What is the count of lines that hold the word "with"? Give only the number.
--- begin Given information ---
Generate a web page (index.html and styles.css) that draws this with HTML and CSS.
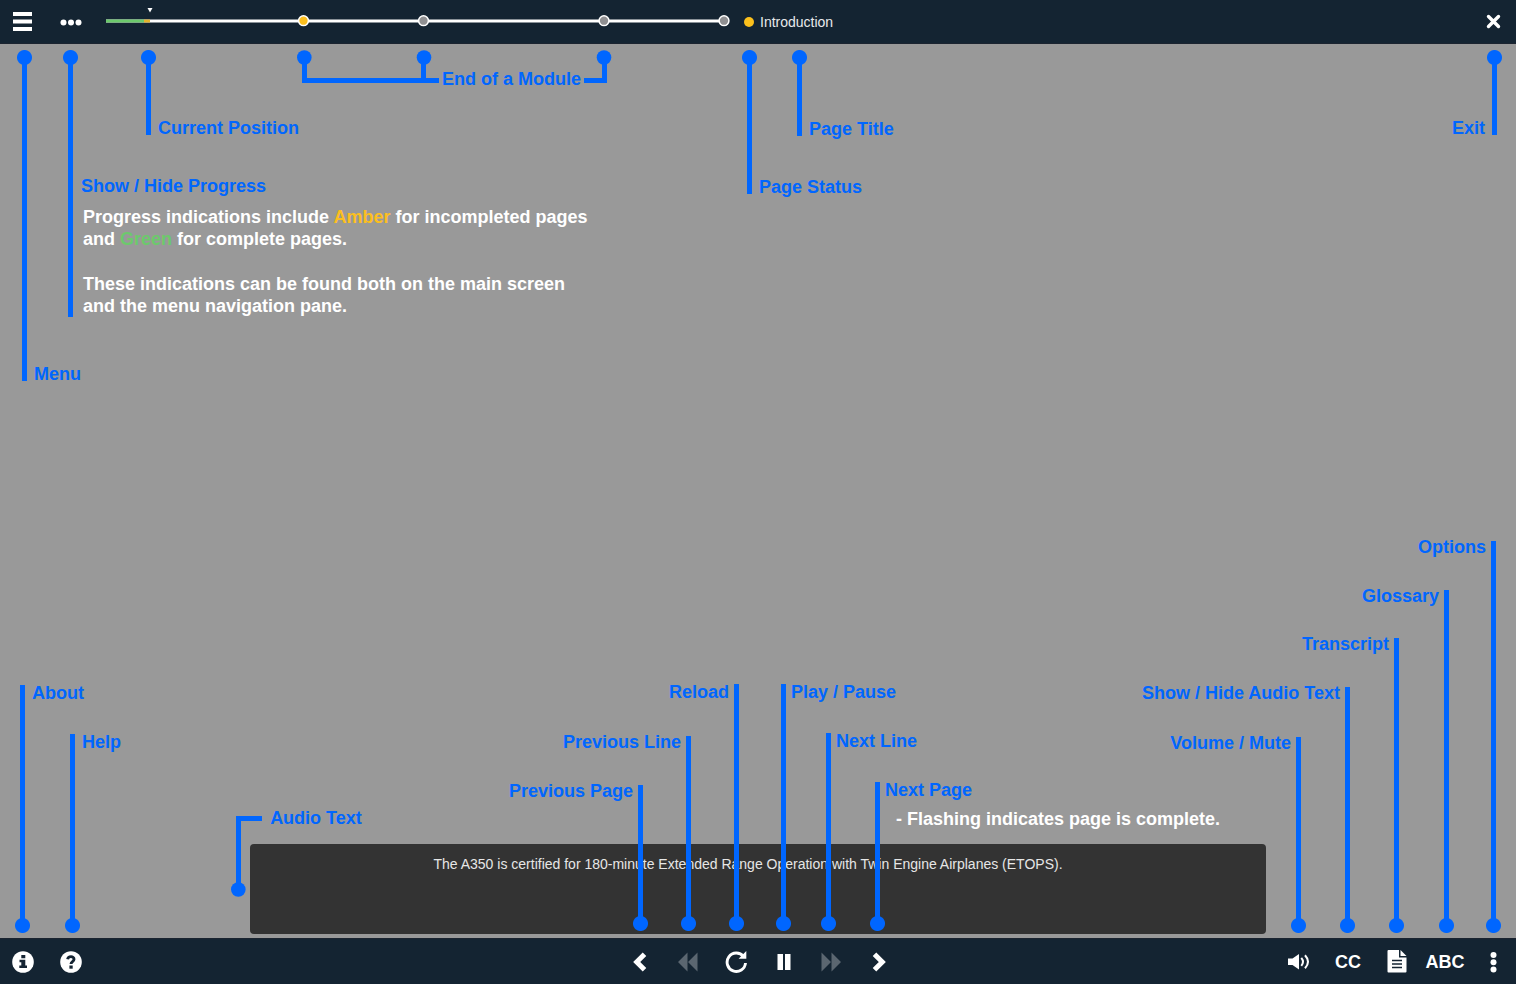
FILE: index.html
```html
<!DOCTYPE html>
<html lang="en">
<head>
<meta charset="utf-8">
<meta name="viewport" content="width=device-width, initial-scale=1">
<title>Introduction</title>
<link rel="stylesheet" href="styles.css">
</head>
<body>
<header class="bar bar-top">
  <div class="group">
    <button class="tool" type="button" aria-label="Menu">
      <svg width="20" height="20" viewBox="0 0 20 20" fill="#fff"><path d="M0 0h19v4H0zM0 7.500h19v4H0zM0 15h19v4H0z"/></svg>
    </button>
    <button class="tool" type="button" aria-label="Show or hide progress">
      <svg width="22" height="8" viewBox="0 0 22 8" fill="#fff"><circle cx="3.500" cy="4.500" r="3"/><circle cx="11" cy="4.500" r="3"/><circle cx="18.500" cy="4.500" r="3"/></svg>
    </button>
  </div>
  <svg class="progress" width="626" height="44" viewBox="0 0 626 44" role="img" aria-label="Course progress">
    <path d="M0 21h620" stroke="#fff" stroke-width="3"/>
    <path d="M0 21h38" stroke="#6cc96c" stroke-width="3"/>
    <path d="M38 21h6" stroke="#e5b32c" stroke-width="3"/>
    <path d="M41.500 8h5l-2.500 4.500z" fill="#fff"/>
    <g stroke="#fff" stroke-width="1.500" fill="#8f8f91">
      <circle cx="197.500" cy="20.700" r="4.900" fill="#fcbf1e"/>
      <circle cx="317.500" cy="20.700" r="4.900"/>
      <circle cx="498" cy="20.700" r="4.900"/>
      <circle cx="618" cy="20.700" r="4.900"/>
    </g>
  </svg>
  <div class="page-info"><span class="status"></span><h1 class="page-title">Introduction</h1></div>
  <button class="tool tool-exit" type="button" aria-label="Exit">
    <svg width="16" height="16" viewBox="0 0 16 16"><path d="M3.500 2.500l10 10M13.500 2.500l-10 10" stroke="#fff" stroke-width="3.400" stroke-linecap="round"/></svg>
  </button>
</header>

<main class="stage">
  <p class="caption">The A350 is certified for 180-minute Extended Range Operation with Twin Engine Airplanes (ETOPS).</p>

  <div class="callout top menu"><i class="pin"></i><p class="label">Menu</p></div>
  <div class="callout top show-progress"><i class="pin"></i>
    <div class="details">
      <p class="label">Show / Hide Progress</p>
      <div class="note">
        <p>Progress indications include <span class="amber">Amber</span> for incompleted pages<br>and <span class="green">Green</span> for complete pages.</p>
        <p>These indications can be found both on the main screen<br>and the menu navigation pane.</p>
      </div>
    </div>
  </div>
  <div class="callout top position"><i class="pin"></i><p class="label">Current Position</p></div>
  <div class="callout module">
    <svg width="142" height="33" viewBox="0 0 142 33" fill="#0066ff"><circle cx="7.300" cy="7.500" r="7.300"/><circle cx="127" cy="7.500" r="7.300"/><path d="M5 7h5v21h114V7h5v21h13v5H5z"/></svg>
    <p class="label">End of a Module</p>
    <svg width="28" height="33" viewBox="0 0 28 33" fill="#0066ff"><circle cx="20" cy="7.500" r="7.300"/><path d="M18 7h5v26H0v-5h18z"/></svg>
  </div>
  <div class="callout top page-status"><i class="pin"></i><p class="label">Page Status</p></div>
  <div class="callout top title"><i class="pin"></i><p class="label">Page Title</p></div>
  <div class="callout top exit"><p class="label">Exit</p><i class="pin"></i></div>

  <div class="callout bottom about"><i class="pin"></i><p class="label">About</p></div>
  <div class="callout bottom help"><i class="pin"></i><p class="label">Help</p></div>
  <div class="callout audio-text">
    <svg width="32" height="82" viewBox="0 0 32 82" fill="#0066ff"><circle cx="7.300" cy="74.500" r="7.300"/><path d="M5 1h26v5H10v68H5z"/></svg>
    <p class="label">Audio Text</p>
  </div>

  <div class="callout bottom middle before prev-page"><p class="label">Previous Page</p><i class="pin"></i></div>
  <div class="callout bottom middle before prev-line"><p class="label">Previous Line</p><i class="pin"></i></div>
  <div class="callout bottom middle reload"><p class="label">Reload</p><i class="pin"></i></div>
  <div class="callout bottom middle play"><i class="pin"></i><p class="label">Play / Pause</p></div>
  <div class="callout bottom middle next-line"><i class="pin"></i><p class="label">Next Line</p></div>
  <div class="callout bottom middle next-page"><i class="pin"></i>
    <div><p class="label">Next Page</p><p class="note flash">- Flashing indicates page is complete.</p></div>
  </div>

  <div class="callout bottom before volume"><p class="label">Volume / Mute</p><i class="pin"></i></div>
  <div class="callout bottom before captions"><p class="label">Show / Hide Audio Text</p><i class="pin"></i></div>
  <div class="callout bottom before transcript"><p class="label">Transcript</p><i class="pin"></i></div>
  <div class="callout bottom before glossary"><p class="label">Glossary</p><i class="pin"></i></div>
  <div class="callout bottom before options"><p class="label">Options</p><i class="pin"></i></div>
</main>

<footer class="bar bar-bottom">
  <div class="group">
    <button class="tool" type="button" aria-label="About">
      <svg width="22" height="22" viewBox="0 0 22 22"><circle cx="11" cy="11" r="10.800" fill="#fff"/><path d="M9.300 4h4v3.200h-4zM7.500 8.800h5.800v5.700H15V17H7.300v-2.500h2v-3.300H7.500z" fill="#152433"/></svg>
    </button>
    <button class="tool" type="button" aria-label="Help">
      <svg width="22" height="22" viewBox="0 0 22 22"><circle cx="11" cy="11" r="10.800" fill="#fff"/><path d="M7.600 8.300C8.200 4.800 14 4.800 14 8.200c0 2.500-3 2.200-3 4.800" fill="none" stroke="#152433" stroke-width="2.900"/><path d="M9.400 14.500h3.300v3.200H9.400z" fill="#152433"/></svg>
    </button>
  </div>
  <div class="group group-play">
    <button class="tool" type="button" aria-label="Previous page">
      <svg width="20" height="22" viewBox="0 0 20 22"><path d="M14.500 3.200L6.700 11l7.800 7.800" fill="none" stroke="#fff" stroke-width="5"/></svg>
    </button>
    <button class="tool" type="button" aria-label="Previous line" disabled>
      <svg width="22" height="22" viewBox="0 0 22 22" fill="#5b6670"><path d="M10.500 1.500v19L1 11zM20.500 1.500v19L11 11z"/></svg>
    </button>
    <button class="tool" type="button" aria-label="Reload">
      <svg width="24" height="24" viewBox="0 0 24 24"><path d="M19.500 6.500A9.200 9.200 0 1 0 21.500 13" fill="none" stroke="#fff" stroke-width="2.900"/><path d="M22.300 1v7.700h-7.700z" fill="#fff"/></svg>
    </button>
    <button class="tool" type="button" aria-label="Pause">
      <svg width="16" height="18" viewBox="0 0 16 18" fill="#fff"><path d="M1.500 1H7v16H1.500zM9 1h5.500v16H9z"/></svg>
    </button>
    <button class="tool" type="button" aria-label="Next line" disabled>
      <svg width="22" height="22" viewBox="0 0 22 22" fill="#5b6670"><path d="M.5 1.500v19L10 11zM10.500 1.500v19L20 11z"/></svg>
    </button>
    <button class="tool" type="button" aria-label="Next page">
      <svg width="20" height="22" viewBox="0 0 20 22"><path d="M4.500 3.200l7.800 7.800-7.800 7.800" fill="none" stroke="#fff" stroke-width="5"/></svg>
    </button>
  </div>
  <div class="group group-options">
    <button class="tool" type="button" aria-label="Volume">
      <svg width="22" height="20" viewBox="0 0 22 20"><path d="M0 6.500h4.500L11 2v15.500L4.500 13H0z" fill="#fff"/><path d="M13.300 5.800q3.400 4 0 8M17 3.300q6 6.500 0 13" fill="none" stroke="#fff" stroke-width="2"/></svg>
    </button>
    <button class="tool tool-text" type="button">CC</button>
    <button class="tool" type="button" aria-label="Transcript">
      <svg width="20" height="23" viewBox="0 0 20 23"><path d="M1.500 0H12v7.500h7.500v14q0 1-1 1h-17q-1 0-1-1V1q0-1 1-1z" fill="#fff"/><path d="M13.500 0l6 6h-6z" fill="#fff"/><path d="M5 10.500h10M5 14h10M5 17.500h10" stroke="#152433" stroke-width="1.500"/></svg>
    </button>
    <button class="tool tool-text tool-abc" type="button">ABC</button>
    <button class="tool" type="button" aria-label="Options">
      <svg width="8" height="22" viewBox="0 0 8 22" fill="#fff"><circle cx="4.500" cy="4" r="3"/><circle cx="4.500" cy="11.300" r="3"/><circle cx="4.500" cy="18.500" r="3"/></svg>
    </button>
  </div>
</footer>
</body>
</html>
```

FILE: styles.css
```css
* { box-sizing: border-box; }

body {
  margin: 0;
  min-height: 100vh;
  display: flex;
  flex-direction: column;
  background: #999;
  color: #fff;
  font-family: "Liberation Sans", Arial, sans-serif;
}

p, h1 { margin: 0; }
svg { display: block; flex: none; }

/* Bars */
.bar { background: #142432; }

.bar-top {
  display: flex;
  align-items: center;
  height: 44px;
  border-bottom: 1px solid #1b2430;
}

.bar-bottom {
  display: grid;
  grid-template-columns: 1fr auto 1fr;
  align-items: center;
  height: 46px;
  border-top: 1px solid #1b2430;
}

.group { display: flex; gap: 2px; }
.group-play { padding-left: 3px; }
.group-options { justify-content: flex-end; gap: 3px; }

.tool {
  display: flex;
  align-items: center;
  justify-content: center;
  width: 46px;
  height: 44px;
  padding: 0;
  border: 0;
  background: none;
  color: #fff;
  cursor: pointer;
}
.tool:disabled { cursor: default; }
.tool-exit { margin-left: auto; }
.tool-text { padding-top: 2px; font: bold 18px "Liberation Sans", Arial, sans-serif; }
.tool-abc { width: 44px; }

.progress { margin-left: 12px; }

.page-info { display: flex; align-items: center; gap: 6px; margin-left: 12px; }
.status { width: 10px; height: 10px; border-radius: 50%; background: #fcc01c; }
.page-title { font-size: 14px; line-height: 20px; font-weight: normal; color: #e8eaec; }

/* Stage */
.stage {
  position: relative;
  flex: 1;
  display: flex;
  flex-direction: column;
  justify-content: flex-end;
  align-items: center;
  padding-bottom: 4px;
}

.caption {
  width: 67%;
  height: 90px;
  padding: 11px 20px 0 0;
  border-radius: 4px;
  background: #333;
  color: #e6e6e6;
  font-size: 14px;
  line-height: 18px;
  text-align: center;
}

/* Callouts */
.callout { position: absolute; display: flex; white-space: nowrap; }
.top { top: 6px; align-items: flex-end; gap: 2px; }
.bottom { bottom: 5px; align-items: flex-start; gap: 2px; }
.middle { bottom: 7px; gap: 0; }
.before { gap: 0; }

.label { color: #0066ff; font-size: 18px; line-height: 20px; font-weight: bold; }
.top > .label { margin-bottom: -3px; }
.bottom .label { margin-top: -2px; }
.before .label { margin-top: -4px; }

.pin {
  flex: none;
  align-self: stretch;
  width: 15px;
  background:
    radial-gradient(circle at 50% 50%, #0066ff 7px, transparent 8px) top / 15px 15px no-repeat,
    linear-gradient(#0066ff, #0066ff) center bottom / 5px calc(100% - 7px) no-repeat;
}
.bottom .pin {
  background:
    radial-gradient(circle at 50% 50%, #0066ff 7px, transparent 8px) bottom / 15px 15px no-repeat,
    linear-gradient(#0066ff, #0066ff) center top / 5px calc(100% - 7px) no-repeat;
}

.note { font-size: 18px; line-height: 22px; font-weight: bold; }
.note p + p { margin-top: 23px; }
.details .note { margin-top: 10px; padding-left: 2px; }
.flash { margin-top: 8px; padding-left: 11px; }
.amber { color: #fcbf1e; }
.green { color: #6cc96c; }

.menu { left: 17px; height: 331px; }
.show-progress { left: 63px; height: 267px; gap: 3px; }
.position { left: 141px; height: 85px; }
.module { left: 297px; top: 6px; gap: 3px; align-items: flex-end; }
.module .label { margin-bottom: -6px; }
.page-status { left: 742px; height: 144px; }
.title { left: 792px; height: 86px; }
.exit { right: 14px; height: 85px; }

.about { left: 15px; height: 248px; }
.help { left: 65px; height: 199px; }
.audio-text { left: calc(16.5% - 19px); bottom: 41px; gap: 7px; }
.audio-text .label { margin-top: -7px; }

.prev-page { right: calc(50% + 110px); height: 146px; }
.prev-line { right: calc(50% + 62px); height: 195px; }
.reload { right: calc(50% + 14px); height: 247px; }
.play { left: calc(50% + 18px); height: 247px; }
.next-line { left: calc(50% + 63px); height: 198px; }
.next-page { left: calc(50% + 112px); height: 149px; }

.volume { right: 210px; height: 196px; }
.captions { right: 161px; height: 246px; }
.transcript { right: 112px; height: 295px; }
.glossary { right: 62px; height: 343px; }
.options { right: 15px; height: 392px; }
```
--- end Given information ---
§ **Written solution**
2